> **WHAT YOU HAVE TO DO**: Pictures excluded, reproduce exactly the lines below from the one with "Convert this screenshot" through the one with "background: linear-gradient(115deg, #4e97ef", both included.

> **EXERCISE MATERIAL**:
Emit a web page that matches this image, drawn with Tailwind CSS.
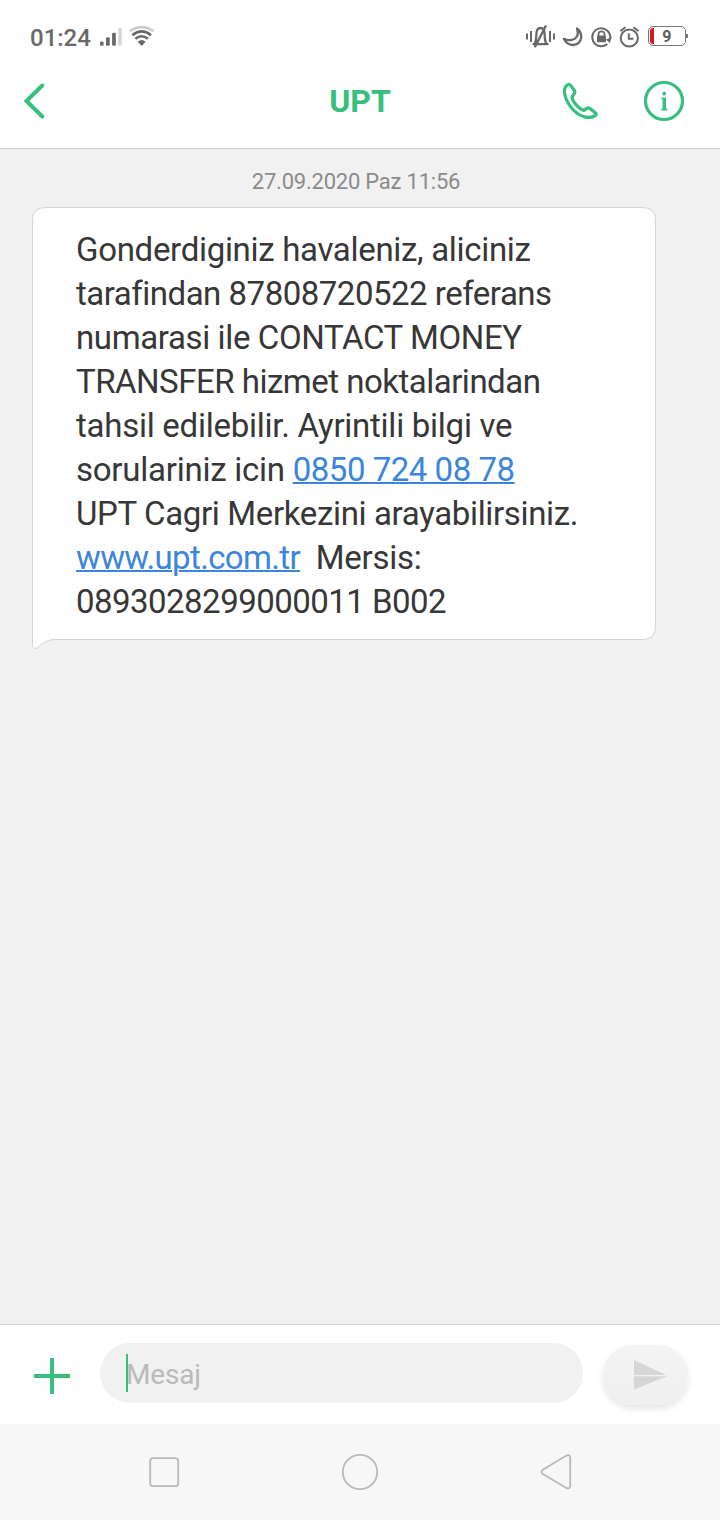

---

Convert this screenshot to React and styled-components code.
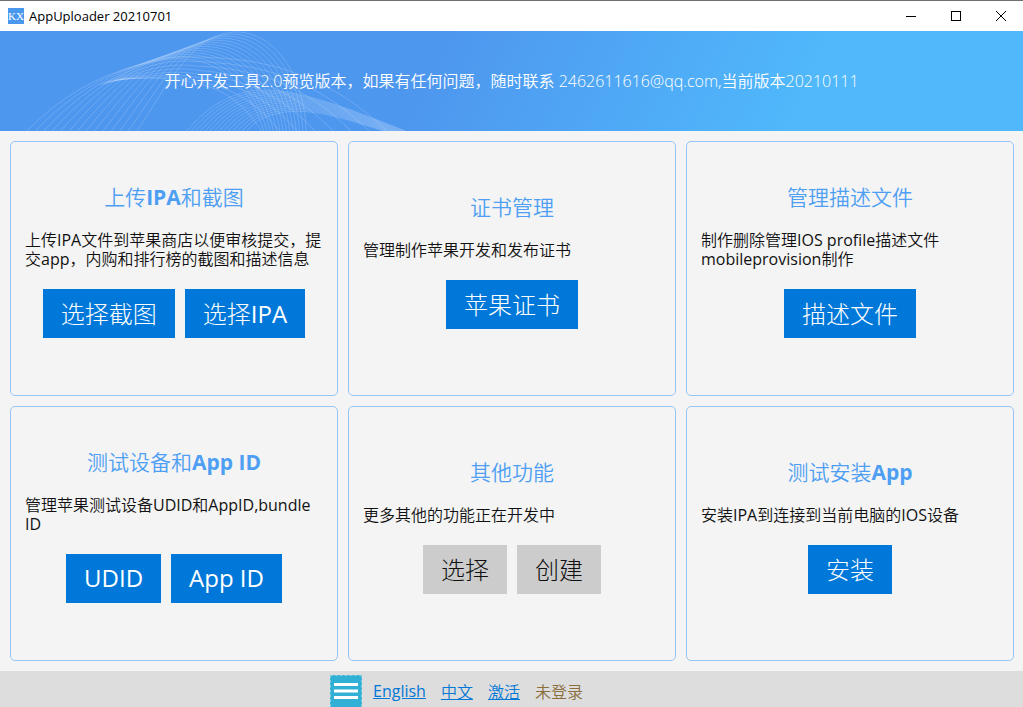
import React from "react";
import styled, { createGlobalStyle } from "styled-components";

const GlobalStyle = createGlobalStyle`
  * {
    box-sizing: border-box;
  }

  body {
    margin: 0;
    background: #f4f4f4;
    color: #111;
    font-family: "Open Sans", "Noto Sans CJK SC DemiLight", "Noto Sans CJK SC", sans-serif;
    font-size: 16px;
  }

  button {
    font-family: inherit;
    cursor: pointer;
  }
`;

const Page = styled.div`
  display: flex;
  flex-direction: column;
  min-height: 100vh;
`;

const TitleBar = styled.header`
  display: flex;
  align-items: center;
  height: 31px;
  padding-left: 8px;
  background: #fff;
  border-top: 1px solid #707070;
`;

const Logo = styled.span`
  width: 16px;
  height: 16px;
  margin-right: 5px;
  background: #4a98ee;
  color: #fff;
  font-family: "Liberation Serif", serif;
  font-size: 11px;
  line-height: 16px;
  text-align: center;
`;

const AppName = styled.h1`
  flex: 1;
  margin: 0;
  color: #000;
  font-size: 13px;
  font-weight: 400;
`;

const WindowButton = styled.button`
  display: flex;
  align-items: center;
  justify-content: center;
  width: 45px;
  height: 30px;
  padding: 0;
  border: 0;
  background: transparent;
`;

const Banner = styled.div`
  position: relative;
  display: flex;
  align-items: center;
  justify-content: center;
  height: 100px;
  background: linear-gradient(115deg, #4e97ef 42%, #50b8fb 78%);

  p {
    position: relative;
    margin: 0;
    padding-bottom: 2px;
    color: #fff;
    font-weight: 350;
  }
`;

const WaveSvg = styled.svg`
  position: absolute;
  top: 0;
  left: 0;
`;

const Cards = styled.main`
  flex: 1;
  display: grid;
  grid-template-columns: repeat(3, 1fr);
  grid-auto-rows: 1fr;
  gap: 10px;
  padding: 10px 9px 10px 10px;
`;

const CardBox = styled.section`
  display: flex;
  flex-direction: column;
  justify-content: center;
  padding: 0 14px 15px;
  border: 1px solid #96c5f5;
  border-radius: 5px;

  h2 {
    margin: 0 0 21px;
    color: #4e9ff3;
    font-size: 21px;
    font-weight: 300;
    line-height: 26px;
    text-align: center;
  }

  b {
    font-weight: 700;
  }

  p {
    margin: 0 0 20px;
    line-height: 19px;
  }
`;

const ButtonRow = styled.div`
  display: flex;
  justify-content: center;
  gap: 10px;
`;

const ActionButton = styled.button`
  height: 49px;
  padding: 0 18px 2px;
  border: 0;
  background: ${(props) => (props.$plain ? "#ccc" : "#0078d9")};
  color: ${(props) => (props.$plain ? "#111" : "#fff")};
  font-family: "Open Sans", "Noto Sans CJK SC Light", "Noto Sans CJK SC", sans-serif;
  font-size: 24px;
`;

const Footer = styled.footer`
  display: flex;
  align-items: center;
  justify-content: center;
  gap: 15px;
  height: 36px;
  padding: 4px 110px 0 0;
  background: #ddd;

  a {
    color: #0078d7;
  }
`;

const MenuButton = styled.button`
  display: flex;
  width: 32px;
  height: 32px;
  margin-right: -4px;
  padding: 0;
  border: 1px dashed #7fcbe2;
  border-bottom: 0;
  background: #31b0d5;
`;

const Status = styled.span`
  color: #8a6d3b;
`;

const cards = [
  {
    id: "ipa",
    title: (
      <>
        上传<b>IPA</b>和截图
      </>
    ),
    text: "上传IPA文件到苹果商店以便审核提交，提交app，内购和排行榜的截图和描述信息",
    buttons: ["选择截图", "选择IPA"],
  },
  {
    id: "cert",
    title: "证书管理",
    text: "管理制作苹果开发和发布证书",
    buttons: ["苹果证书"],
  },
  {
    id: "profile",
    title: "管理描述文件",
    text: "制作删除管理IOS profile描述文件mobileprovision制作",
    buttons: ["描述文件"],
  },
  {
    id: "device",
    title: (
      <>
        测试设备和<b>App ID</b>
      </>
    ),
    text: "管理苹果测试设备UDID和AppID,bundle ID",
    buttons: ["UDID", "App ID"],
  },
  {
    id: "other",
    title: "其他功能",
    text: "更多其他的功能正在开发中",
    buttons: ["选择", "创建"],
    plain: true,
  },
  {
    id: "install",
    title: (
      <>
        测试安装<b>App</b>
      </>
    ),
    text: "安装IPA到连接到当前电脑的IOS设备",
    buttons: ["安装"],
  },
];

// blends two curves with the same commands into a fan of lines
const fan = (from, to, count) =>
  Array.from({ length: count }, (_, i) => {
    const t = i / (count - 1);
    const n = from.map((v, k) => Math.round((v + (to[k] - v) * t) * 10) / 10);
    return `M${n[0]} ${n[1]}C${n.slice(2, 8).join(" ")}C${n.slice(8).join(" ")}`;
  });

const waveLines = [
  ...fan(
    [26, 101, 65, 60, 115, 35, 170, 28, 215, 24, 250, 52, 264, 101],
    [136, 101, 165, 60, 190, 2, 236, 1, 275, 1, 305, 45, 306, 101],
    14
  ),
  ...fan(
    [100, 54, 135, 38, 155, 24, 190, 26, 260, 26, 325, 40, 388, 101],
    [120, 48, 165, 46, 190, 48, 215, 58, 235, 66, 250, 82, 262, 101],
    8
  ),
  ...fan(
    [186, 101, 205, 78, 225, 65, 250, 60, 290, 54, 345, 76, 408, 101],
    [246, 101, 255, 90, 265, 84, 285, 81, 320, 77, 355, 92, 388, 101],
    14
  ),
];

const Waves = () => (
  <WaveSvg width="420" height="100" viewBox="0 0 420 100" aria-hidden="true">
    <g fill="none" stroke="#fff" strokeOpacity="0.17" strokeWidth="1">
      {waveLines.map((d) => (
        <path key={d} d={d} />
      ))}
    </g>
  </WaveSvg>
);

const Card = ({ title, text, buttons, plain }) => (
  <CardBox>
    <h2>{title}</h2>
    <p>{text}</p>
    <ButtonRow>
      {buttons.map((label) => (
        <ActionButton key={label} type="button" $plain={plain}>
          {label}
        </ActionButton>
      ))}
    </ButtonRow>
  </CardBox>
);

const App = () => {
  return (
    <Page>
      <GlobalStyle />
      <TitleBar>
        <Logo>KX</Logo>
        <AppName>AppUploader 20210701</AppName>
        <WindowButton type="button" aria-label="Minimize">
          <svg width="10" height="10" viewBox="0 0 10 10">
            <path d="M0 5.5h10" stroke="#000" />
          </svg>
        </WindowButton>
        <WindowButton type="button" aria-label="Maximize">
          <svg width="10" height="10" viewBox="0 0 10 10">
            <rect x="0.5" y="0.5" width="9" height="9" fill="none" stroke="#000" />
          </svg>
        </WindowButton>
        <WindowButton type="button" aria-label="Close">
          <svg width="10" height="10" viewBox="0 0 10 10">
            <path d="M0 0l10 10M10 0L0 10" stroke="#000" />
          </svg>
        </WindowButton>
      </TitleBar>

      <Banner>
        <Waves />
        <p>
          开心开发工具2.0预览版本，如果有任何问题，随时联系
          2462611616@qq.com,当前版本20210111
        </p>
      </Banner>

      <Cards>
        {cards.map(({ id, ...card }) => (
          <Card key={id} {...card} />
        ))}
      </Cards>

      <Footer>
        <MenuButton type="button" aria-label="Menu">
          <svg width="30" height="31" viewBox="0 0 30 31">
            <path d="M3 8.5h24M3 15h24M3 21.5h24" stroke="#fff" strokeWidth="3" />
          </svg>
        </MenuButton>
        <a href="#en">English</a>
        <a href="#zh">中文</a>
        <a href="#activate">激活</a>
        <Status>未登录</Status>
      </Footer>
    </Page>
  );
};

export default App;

> **FINAL RESULT**:
Convert this screenshot to React and styled-components code.
import React from "react";
import styled, { createGlobalStyle } from "styled-components";

const GlobalStyle = createGlobalStyle`
  * {
    box-sizing: border-box;
  }

  body {
    margin: 0;
    background: #f4f4f4;
    color: #111;
    font-family: "Open Sans", "Noto Sans CJK SC DemiLight", "Noto Sans CJK SC", sans-serif;
    font-size: 16px;
  }

  button {
    font-family: inherit;
    cursor: pointer;
  }
`;

const Page = styled.div`
  display: flex;
  flex-direction: column;
  min-height: 100vh;
`;

const TitleBar = styled.header`
  display: flex;
  align-items: center;
  height: 31px;
  padding-left: 8px;
  background: #fff;
  border-top: 1px solid #707070;
`;

const Logo = styled.span`
  width: 16px;
  height: 16px;
  margin-right: 5px;
  background: #4a98ee;
  color: #fff;
  font-family: "Liberation Serif", serif;
  font-size: 11px;
  line-height: 16px;
  text-align: center;
`;

const AppName = styled.h1`
  flex: 1;
  margin: 0;
  color: #000;
  font-size: 13px;
  font-weight: 400;
`;

const WindowButton = styled.button`
  display: flex;
  align-items: center;
  justify-content: center;
  width: 45px;
  height: 30px;
  padding: 0;
  border: 0;
  background: transparent;
`;

const Banner = styled.div`
  position: relative;
  display: flex;
  align-items: center;
  justify-content: center;
  height: 100px;
  background: linear-gradient(115deg, #4e97ef 42%, #50b8fb 78%);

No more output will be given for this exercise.